After we were assigned to our hotel rooms (I’m bunking with a very nice girl called Alexis), we were unleashed to explore the area. Matala Beach is nice, if you’re into that sort of thing. More exciting were the natural caves that line the coast. A fun scramble, this is where Bob Dylan and Cat Stephens secluded themselves to find inspiration in the 60s (this place is a huge former hippie hang-out, and there are still a few tie-dyed vestiges of its bohemian past here and there around town).
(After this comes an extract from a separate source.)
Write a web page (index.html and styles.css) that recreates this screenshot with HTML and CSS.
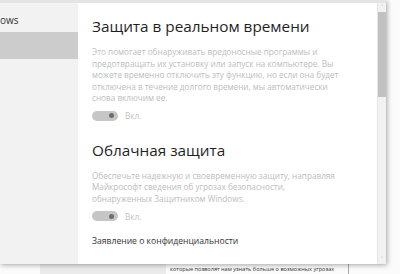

We lunched at a local restaurant run by an old Greek woman; I was looking for something light, so I ordered the yogurt & honey, a snack which I am desperately hoping I will be able to recreate back in the states. I’ve been carrying around this little Greek phrasebook, and it has a fairly sizeable list of Greek foods and their names, and one of the items in the list is brains; this piques my interest immensely. Everywhere I’ve been so far has just served gyros, souvlaki, or sandwiches, I hope I’ll get to try something a bit more unusual before the trip is up.

A lunch anecdote: The weather’s been really crappy here lately (you can see the cloudy skies in all my Athens pictures), so we were all relieved when the sun started to shine here in Matala. When it actually started getting hot out, I pulled a water bottle out of the fridge of the restaurant we were at and took a biiiig swig… only to find that I’d accidentally grabbed a bottle of raki, a clear powerful liquor that Greeks are just mad for. I’m a whiskey-drinker, and it goes down a lot smoother than whiskey, so I was able to hold it together despite having just done about three shots of it in one gulp, but it wasn’t quite the refreshment I was looking for. Since I’d started the drinking, everyone else took sympathy shots.

Also, happy 24th birthday to me!

EVEN LATER: Awww, they threw me a mini-birthday party at dinner tonight! I ordered the grilled octopus, but I got to try mousaka, a swordfish dish, and some sort of lamb-cheese-potato thing that I forget the name of. Maybe it’s Lamb Keritoki, or maybe that’s the name of a Hello Kitty character. Then as a surprise at dessert, they brought out baklava (which I love) and everyone sang Happy Birthday! This left me with a pretty positive feeling, as I had been sulking for most of the evening about having to make small talk. I’m starting to feel like a little kid hanging around my parents’ friends - they’re sweet to me, but we have absolutely nothing in common. Hopefully none of this will be as big a problem when I’m bone-tired every evening from paddling all day.